• [WRITTEN INSTRUCTION]:
Restate the material word for word and leave out anything that is a picture.

• [COLLECTED MATERIAL]:

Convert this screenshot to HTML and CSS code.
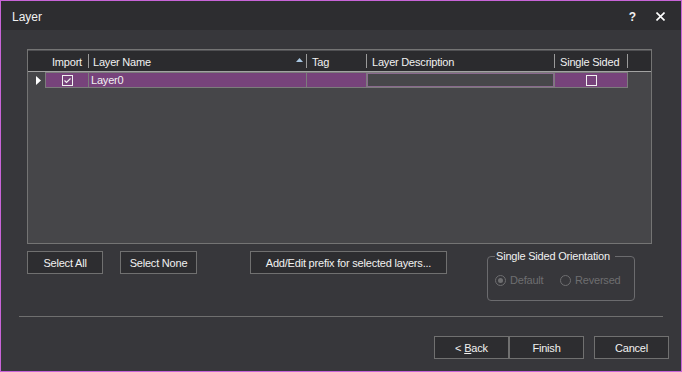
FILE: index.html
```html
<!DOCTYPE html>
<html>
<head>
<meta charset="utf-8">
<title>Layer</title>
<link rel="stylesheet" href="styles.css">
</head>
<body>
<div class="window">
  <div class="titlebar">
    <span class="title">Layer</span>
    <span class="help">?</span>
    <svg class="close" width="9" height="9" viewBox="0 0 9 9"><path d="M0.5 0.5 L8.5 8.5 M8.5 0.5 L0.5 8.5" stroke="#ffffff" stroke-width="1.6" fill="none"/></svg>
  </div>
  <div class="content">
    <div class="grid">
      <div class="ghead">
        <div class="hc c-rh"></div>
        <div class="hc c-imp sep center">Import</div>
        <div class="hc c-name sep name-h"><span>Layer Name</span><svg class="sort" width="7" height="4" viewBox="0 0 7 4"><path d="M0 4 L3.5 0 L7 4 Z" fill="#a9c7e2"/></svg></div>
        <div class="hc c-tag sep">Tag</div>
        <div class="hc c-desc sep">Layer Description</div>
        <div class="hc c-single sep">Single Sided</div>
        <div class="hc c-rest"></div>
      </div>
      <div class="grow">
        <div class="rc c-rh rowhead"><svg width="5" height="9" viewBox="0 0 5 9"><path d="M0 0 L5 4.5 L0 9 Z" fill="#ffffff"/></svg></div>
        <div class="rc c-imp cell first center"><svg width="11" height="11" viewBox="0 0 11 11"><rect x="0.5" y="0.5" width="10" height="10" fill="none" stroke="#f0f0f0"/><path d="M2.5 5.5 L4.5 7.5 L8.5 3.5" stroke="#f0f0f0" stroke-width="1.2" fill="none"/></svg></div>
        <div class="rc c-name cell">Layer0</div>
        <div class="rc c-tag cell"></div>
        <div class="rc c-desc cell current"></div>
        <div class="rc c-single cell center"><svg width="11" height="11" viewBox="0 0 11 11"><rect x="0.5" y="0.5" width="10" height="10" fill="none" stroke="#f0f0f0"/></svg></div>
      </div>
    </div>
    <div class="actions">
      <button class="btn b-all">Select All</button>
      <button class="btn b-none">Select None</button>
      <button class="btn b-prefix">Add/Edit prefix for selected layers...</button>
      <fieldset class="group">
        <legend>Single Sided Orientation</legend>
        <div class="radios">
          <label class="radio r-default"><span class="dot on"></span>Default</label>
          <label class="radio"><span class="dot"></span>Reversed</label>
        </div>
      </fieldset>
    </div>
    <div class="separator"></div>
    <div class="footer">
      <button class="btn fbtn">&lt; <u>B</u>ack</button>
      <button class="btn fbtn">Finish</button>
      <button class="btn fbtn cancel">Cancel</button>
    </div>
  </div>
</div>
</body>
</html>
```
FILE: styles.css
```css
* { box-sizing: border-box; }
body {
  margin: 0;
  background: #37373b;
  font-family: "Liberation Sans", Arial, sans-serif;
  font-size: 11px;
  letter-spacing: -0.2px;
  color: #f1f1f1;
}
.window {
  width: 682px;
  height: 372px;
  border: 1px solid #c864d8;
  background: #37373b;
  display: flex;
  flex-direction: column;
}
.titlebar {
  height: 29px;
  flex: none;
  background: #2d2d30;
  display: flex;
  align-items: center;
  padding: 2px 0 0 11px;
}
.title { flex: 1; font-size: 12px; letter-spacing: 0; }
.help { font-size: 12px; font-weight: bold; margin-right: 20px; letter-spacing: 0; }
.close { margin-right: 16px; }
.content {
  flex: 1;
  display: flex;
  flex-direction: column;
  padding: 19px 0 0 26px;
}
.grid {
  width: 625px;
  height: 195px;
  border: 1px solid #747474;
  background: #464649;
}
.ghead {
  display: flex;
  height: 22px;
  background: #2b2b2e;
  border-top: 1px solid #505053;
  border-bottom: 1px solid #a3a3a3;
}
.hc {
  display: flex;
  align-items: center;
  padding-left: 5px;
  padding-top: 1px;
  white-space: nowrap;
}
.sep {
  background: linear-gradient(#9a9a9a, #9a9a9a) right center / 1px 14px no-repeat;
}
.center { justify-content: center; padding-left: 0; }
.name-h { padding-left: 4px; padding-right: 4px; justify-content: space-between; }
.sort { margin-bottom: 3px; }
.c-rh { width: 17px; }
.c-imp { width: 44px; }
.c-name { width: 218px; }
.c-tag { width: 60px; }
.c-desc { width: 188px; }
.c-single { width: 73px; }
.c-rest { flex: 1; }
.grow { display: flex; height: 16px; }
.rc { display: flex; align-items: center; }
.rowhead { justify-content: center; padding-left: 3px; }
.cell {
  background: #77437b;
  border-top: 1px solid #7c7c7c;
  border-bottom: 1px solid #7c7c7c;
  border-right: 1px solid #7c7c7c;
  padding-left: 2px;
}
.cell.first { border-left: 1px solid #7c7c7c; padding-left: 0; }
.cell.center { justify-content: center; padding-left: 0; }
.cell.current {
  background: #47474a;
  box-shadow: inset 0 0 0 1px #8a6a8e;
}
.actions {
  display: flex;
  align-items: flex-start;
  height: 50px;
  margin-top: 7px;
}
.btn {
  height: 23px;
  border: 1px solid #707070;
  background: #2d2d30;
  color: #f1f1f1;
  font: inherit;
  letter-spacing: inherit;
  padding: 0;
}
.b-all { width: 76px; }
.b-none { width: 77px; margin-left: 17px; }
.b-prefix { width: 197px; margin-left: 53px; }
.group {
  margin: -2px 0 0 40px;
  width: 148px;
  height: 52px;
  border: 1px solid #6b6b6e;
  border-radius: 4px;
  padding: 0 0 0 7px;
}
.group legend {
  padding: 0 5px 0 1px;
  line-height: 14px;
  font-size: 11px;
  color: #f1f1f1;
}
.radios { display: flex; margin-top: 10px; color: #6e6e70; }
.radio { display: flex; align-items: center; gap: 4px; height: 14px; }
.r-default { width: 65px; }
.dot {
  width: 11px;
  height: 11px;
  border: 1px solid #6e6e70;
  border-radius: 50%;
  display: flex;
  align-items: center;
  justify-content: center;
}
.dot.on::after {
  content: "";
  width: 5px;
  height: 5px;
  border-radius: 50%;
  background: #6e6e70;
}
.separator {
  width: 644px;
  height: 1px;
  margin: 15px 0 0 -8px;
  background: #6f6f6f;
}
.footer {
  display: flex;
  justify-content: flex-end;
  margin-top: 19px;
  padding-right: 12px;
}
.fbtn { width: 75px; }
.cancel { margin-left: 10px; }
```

• [EXERCISE ANSWER]:
Convert this screenshot to HTML and CSS code.
FILE: index.html
```html
<!DOCTYPE html>
<html>
<head>
<meta charset="utf-8">
<title>Layer</title>
<link rel="stylesheet" href="styles.css">
</head>
<body>
<div class="window">
  <div class="titlebar">
    <span class="title">Layer</span>
    <span class="help">?</span>
    <svg class="close" width="9" height="9" viewBox="0 0 9 9"><path d="M0.5 0.5 L8.5 8.5 M8.5 0.5 L0.5 8.5" stroke="#ffffff" stroke-width="1.6" fill="none"/></svg>
  </div>
  <div class="content">
    <div class="grid">
      <div class="ghead">
        <div class="hc c-rh"></div>
        <div class="hc c-imp sep center">Import</div>
        <div class="hc c-name sep name-h"><span>Layer Name</span><svg class="sort" width="7" height="4" viewBox="0 0 7 4"><path d="M0 4 L3.5 0 L7 4 Z" fill="#a9c7e2"/></svg></div>
        <div class="hc c-tag sep">Tag</div>
        <div class="hc c-desc sep">Layer Description</div>
        <div class="hc c-single sep">Single Sided</div>
        <div class="hc c-rest"></div>
      </div>
      <div class="grow">
        <div class="rc c-rh rowhead"><svg width="5" height="9" viewBox="0 0 5 9"><path d="M0 0 L5 4.5 L0 9 Z" fill="#ffffff"/></svg></div>
        <div class="rc c-imp cell first center"><svg width="11" height="11" viewBox="0 0 11 11"><rect x="0.5" y="0.5" width="10" height="10" fill="none" stroke="#f0f0f0"/><path d="M2.5 5.5 L4.5 7.5 L8.5 3.5" stroke="#f0f0f0" stroke-width="1.2" fill="none"/></svg></div>
        <div class="rc c-name cell">Layer0</div>
        <div class="rc c-tag cell"></div>
        <div class="rc c-desc cell current"></div>
        <div class="rc c-single cell center"><svg width="11" height="11" viewBox="0 0 11 11"><rect x="0.5" y="0.5" width="10" height="10" fill="none" stroke="#f0f0f0"/></svg></div>
      </div>
    </div>
    <div class="actions">
      <button class="btn b-all">Select All</button>
      <button class="btn b-none">Select None</button>
      <button class="btn b-prefix">Add/Edit prefix for selected layers...</button>
      <fieldset class="group">
        <legend>Single Sided Orientation</legend>
        <div class="radios">
          <label class="radio r-default"><span class="dot on"></span>Default</label>
          <label class="radio"><span class="dot"></span>Reversed</label>
        </div>
      </fieldset>
    </div>
    <div class="separator"></div>
    <div class="footer">
      <button class="btn fbtn">&lt; <u>B</u>ack</button>
      <button class="btn fbtn">Finish</button>
      <button class="btn fbtn cancel">Cancel</button>
    </div>
  </div>
</div>
</body>
</html>
```
FILE: styles.css
```css
* { box-sizing: border-box; }
body {
  margin: 0;
  background: #37373b;
  font-family: "Liberation Sans", Arial, sans-serif;
  font-size: 11px;
  letter-spacing: -0.2px;
  color: #f1f1f1;
}
.window {
  width: 682px;
  height: 372px;
  border: 1px solid #c864d8;
  background: #37373b;
  display: flex;
  flex-direction: column;
}
.titlebar {
  height: 29px;
  flex: none;
  background: #2d2d30;
  display: flex;
  align-items: center;
  padding: 2px 0 0 11px;
}
.title { flex: 1; font-size: 12px; letter-spacing: 0; }
.help { font-size: 12px; font-weight: bold; margin-right: 20px; letter-spacing: 0; }
.close { margin-right: 16px; }
.content {
  flex: 1;
  display: flex;
  flex-direction: column;
  padding: 19px 0 0 26px;
}
.grid {
  width: 625px;
  height: 195px;
  border: 1px solid #747474;
  background: #464649;
}
.ghead {
  display: flex;
  height: 22px;
  background: #2b2b2e;
  border-top: 1px solid #505053;
  border-bottom: 1px solid #a3a3a3;
}
.hc {
  display: flex;
  align-items: center;
  padding-left: 5px;
  padding-top: 1px;
  white-space: nowrap;
}
.sep {
  background: linear-gradient(#9a9a9a, #9a9a9a) right center / 1px 14px no-repeat;
}
.center { justify-content: center; padding-left: 0; }
.name-h { padding-left: 4px; padding-right: 4px; justify-content: space-between; }
.sort { margin-bottom: 3px; }
.c-rh { width: 17px; }
.c-imp { width: 44px; }
.c-name { width: 218px; }
.c-tag { width: 60px; }
.c-desc { width: 188px; }
.c-single { width: 73px; }
.c-rest { flex: 1; }
.grow { display: flex; height: 16px; }
.rc { display: flex; align-items: center; }
.rowhead { justify-content: center; padding-left: 3px; }
.cell {
  background: #77437b;
  border-top: 1px solid #7c7c7c;
  border-bottom: 1px solid #7c7c7c;
  border-right: 1px solid #7c7c7c;
  padding-left: 2px;
}
.cell.first { border-left: 1px solid #7c7c7c; padding-left: 0; }
.cell.center { justify-content: center; padding-left: 0; }
.cell.current {
  background: #47474a;
  box-shadow: inset 0 0 0 1px #8a6a8e;
}
.actions {
  display: flex;
  align-items: flex-start;
  height: 50px;
  margin-top: 7px;
}
.btn {
  height: 23px;
  border: 1px solid #707070;
  background: #2d2d30;
  color: #f1f1f1;
  font: inherit;
  letter-spacing: inherit;
  padding: 0;
}
.b-all { width: 76px; }
.b-none { width: 77px; margin-left: 17px; }
.b-prefix { width: 197px; margin-left: 53px; }
.group {
  margin: -2px 0 0 40px;
  width: 148px;
  height: 52px;
  border: 1px solid #6b6b6e;
  border-radius: 4px;
  padding: 0 0 0 7px;
}
.group legend {
  padding: 0 5px 0 1px;
  line-height: 14px;
  font-size: 11px;
  color: #f1f1f1;
}
.radios { display: flex; margin-top: 10px; color: #6e6e70; }
.radio { display: flex; align-items: center; gap: 4px; height: 14px; }
.r-default { width: 65px; }
.dot {
  width: 11px;
  height: 11px;
  border: 1px solid #6e6e70;
  border-radius: 50%;
  display: flex;
  align-items: center;
  justify-content: center;
}
.dot.on::after {
  content: "";
  width: 5px;
  height: 5px;
  border-radius: 50%;
  background: #6e6e70;
}
.separator {
  width: 644px;
  height: 1px;
  margin: 15px 0 0 -8px;
  background: #6f6f6f;
}
.footer {
  display: flex;
  justify-content: flex-end;
  margin-top: 19px;
  padding-right: 12px;
}
.fbtn { width: 75px; }
.cancel { margin-left: 10px; }
```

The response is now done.